The Sun never changes
False. The Sun rotates, cycles, erupts and changes constantly. Solar activity can vary from quiet to very active periods.
Interesting facts
These facts help make the Sun feel less abstract and more physical: a real star, close enough to affect us every day, but still extreme on a scale far beyond everyday experience.
The Sun dominates the Solar System
It contains about 99.8% of the Solar System’s mass, which is why its gravity controls the architecture of planetary orbits.
The Sun rotates unevenly
Because it is plasma rather than solid rock, its equator rotates faster than its polar regions.

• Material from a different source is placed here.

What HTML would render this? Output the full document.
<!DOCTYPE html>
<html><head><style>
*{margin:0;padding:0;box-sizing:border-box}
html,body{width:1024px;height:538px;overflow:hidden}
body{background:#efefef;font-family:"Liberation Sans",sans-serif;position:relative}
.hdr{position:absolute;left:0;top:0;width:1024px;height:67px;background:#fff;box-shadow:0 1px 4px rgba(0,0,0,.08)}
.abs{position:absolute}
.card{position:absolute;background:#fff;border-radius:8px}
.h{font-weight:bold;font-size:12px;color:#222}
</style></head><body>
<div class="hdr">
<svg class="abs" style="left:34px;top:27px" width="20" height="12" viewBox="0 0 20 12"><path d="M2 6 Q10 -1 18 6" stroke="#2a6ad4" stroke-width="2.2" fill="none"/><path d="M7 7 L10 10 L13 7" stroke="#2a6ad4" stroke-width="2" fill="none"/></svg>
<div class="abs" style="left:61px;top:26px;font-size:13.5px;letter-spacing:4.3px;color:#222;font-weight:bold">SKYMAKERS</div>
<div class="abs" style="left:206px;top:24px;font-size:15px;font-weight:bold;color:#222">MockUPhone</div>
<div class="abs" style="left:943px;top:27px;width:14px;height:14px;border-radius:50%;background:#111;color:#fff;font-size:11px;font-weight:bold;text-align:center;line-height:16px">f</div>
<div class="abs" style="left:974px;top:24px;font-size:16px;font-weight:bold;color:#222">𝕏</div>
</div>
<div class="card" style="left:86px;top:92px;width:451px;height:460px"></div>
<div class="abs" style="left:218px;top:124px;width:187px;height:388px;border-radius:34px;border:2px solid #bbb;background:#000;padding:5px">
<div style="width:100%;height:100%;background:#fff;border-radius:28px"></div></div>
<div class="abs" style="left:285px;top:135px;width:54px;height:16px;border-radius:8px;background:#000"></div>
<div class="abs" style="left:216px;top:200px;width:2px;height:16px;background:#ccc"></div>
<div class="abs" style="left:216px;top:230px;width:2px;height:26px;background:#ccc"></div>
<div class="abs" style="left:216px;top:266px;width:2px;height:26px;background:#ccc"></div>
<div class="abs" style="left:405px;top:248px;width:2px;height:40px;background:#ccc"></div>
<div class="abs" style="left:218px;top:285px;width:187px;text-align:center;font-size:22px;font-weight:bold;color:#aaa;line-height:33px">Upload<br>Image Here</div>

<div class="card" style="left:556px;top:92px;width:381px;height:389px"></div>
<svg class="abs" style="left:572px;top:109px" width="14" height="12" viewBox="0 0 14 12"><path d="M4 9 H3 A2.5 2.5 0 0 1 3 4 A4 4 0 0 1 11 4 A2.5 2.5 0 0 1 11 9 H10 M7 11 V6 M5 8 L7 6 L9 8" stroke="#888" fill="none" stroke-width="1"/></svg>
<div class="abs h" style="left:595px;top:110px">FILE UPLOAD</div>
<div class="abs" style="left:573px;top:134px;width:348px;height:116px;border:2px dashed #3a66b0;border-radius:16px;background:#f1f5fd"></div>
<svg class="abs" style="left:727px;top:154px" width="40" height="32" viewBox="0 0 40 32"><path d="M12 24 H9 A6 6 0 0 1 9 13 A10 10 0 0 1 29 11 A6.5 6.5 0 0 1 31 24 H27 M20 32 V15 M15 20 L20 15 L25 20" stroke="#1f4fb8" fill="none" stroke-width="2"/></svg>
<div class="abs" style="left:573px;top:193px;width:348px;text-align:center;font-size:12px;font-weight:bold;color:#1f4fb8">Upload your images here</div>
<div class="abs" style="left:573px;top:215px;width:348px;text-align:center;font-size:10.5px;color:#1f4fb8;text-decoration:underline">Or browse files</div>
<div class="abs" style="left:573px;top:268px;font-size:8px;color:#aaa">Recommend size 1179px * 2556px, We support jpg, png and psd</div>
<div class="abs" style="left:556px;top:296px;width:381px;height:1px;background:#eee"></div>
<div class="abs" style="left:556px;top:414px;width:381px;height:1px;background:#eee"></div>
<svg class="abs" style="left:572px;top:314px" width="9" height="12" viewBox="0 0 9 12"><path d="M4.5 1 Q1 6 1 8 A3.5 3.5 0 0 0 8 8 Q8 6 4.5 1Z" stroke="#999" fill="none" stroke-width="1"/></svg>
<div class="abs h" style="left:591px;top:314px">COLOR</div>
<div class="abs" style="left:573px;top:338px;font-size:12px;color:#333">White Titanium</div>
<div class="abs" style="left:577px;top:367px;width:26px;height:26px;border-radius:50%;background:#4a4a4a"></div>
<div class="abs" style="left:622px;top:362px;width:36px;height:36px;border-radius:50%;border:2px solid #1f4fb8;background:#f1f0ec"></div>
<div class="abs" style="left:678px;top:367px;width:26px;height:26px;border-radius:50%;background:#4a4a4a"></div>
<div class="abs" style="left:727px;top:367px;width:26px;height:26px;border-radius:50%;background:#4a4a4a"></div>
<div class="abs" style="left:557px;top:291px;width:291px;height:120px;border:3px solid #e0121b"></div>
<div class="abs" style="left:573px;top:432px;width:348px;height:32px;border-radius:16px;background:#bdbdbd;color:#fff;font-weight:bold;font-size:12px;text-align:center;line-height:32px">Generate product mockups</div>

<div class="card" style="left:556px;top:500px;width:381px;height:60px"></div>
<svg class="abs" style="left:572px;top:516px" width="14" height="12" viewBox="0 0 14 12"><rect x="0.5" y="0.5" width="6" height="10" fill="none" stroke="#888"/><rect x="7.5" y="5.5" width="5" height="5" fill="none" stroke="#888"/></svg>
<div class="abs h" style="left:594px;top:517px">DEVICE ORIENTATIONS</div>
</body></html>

The corona is strangely hot
The outer corona is much hotter than the visible surface below it. This “coronal heating problem” is still an important area of solar physics.
The Sun has weather
Solar flares, eruptions and the solar wind create space weather, which can influence technology around Earth.
Solar safety
The Sun is one of the most rewarding objects to observe, but it is also the one that requires the strictest safety rules. Eye damage from unsafe solar observation can be immediate and permanent.
Never improvise with sunglasses, smoked glass, neutral density photography filters or unverified materials. Safe solar observation requires properly designed and certified solar filters, mounted correctly and checked before use.
- Never look directly at the Sun without certified solar protection.
- Never point binoculars or a telescope at the Sun unless a proper front-mounted solar filter is securely fitted.
- Never use improvised filters such as sunglasses, exposed film, smoked glass or ordinary camera filters.
- Use specialised solar telescopes or certified filters for observing sunspots, prominences or Hydrogen-alpha detail.
- Ask an experienced observer if you are unsure. With the Sun, uncertainty is a reason to stop.
The Sun is close enough to study in detail, powerful enough to shape Earth, and dangerous enough to demand proper observation safety.